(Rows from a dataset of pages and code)
---*---
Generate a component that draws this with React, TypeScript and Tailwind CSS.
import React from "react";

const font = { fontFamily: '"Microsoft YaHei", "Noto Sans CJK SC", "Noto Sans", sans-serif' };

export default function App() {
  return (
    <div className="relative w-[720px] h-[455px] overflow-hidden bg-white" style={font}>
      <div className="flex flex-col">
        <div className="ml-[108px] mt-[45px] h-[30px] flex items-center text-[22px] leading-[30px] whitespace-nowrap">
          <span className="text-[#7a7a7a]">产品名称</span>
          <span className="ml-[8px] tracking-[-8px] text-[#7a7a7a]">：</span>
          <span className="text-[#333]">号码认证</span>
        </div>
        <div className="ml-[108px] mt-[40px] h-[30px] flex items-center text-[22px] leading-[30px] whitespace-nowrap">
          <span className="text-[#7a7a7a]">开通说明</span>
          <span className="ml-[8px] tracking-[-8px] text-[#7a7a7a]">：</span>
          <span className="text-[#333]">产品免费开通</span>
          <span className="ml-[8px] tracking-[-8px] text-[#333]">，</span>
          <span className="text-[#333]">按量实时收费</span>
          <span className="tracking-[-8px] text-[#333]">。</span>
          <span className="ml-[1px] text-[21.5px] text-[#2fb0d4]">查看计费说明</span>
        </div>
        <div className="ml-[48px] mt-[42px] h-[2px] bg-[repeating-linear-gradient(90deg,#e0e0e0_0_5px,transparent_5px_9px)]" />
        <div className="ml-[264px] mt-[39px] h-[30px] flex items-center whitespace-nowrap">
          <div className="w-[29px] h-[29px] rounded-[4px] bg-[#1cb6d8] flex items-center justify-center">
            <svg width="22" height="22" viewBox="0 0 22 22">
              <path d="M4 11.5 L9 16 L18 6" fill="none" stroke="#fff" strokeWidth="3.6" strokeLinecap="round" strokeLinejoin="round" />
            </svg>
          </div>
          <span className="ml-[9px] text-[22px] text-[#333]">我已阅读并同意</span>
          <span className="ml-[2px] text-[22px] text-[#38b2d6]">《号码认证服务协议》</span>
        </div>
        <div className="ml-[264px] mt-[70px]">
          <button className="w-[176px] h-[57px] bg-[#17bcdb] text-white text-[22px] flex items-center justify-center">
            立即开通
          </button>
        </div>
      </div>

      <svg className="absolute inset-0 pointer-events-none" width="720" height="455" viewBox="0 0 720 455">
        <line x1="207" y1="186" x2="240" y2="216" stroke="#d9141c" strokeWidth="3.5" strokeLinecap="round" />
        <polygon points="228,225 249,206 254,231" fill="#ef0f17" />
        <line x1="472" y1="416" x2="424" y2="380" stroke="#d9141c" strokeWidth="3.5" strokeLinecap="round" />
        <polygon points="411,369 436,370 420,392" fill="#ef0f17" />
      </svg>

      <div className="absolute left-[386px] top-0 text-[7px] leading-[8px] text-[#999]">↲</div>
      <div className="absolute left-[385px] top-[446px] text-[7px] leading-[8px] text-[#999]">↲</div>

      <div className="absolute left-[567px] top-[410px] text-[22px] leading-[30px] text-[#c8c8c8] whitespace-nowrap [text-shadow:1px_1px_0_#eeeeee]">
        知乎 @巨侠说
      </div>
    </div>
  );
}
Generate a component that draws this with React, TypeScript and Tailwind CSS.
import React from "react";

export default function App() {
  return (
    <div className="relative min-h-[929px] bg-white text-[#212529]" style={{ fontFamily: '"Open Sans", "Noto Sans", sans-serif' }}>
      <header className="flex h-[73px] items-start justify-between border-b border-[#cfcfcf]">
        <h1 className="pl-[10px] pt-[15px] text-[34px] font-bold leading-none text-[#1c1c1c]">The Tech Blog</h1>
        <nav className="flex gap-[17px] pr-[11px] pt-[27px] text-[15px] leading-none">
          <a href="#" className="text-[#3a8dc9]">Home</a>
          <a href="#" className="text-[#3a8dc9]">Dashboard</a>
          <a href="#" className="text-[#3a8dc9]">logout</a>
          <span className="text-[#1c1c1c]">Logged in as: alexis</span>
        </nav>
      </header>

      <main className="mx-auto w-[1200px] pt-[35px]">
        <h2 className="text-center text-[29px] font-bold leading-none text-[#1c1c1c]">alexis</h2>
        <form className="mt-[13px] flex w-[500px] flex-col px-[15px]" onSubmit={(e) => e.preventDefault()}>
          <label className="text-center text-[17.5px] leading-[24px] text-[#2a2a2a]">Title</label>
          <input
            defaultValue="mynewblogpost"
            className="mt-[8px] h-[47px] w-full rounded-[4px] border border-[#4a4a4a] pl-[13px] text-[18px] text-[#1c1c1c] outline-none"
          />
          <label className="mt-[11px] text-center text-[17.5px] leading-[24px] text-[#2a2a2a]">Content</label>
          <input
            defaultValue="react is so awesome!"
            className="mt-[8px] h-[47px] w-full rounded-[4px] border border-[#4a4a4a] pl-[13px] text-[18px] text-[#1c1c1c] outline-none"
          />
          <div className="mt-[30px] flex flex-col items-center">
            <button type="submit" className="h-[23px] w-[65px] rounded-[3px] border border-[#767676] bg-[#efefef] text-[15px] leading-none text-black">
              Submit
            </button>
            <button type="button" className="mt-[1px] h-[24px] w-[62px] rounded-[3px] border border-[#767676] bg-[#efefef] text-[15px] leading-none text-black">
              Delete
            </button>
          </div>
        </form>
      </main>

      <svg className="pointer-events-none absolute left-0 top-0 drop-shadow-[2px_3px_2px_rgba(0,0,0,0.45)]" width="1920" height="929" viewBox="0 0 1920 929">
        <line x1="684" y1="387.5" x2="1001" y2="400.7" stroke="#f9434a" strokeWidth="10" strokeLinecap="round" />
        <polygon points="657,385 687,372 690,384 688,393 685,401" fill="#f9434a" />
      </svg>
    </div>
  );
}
---*---
▶ [Exercise details]
Please return the data above exactly as given.

▶ [Answer to the task]
Generate a component that draws this with React, TypeScript and Tailwind CSS.
import React from "react";

const font = { fontFamily: '"Microsoft YaHei", "Noto Sans CJK SC", "Noto Sans", sans-serif' };

export default function App() {
  return (
    <div className="relative w-[720px] h-[455px] overflow-hidden bg-white" style={font}>
      <div className="flex flex-col">
        <div className="ml-[108px] mt-[45px] h-[30px] flex items-center text-[22px] leading-[30px] whitespace-nowrap">
          <span className="text-[#7a7a7a]">产品名称</span>
          <span className="ml-[8px] tracking-[-8px] text-[#7a7a7a]">：</span>
          <span className="text-[#333]">号码认证</span>
        </div>
        <div className="ml-[108px] mt-[40px] h-[30px] flex items-center text-[22px] leading-[30px] whitespace-nowrap">
          <span className="text-[#7a7a7a]">开通说明</span>
          <span className="ml-[8px] tracking-[-8px] text-[#7a7a7a]">：</span>
          <span className="text-[#333]">产品免费开通</span>
          <span className="ml-[8px] tracking-[-8px] text-[#333]">，</span>
          <span className="text-[#333]">按量实时收费</span>
          <span className="tracking-[-8px] text-[#333]">。</span>
          <span className="ml-[1px] text-[21.5px] text-[#2fb0d4]">查看计费说明</span>
        </div>
        <div className="ml-[48px] mt-[42px] h-[2px] bg-[repeating-linear-gradient(90deg,#e0e0e0_0_5px,transparent_5px_9px)]" />
        <div className="ml-[264px] mt-[39px] h-[30px] flex items-center whitespace-nowrap">
          <div className="w-[29px] h-[29px] rounded-[4px] bg-[#1cb6d8] flex items-center justify-center">
            <svg width="22" height="22" viewBox="0 0 22 22">
              <path d="M4 11.5 L9 16 L18 6" fill="none" stroke="#fff" strokeWidth="3.6" strokeLinecap="round" strokeLinejoin="round" />
            </svg>
          </div>
          <span className="ml-[9px] text-[22px] text-[#333]">我已阅读并同意</span>
          <span className="ml-[2px] text-[22px] text-[#38b2d6]">《号码认证服务协议》</span>
        </div>
        <div className="ml-[264px] mt-[70px]">
          <button className="w-[176px] h-[57px] bg-[#17bcdb] text-white text-[22px] flex items-center justify-center">
            立即开通
          </button>
        </div>
      </div>

      <svg className="absolute inset-0 pointer-events-none" width="720" height="455" viewBox="0 0 720 455">
        <line x1="207" y1="186" x2="240" y2="216" stroke="#d9141c" strokeWidth="3.5" strokeLinecap="round" />
        <polygon points="228,225 249,206 254,231" fill="#ef0f17" />
        <line x1="472" y1="416" x2="424" y2="380" stroke="#d9141c" strokeWidth="3.5" strokeLinecap="round" />
        <polygon points="411,369 436,370 420,392" fill="#ef0f17" />
      </svg>

      <div className="absolute left-[386px] top-0 text-[7px] leading-[8px] text-[#999]">↲</div>
      <div className="absolute left-[385px] top-[446px] text-[7px] leading-[8px] text-[#999]">↲</div>

      <div className="absolute left-[567px] top-[410px] text-[22px] leading-[30px] text-[#c8c8c8] whitespace-nowrap [text-shadow:1px_1px_0_#eeeeee]">
        知乎 @巨侠说
      </div>
    </div>
  );
}
Generate a component that draws this with React, TypeScript and Tailwind CSS.
import React from "react";

export default function App() {
  return (
    <div className="relative min-h-[929px] bg-white text-[#212529]" style={{ fontFamily: '"Open Sans", "Noto Sans", sans-serif' }}>
      <header className="flex h-[73px] items-start justify-between border-b border-[#cfcfcf]">
        <h1 className="pl-[10px] pt-[15px] text-[34px] font-bold leading-none text-[#1c1c1c]">The Tech Blog</h1>
        <nav className="flex gap-[17px] pr-[11px] pt-[27px] text-[15px] leading-none">
          <a href="#" className="text-[#3a8dc9]">Home</a>
          <a href="#" className="text-[#3a8dc9]">Dashboard</a>
          <a href="#" className="text-[#3a8dc9]">logout</a>
          <span className="text-[#1c1c1c]">Logged in as: alexis</span>
        </nav>
      </header>

      <main className="mx-auto w-[1200px] pt-[35px]">
        <h2 className="text-center text-[29px] font-bold leading-none text-[#1c1c1c]">alexis</h2>
        <form className="mt-[13px] flex w-[500px] flex-col px-[15px]" onSubmit={(e) => e.preventDefault()}>
          <label className="text-center text-[17.5px] leading-[24px] text-[#2a2a2a]">Title</label>
          <input
            defaultValue="mynewblogpost"
            className="mt-[8px] h-[47px] w-full rounded-[4px] border border-[#4a4a4a] pl-[13px] text-[18px] text-[#1c1c1c] outline-none"
          />
          <label className="mt-[11px] text-center text-[17.5px] leading-[24px] text-[#2a2a2a]">Content</label>
          <input
            defaultValue="react is so awesome!"
            className="mt-[8px] h-[47px] w-full rounded-[4px] border border-[#4a4a4a] pl-[13px] text-[18px] text-[#1c1c1c] outline-none"
          />
          <div className="mt-[30px] flex flex-col items-center">
            <button type="submit" className="h-[23px] w-[65px] rounded-[3px] border border-[#767676] bg-[#efefef] text-[15px] leading-none text-black">
              Submit
            </button>
            <button type="button" className="mt-[1px] h-[24px] w-[62px] rounded-[3px] border border-[#767676] bg-[#efefef] text-[15px] leading-none text-black">
              Delete
            </button>
          </div>
        </form>
      </main>

      <svg className="pointer-events-none absolute left-0 top-0 drop-shadow-[2px_3px_2px_rgba(0,0,0,0.45)]" width="1920" height="929" viewBox="0 0 1920 929">
        <line x1="684" y1="387.5" x2="1001" y2="400.7" stroke="#f9434a" strokeWidth="10" strokeLinecap="round" />
        <polygon points="657,385 687,372 690,384 688,393 685,401" fill="#f9434a" />
      </svg>
    </div>
  );
}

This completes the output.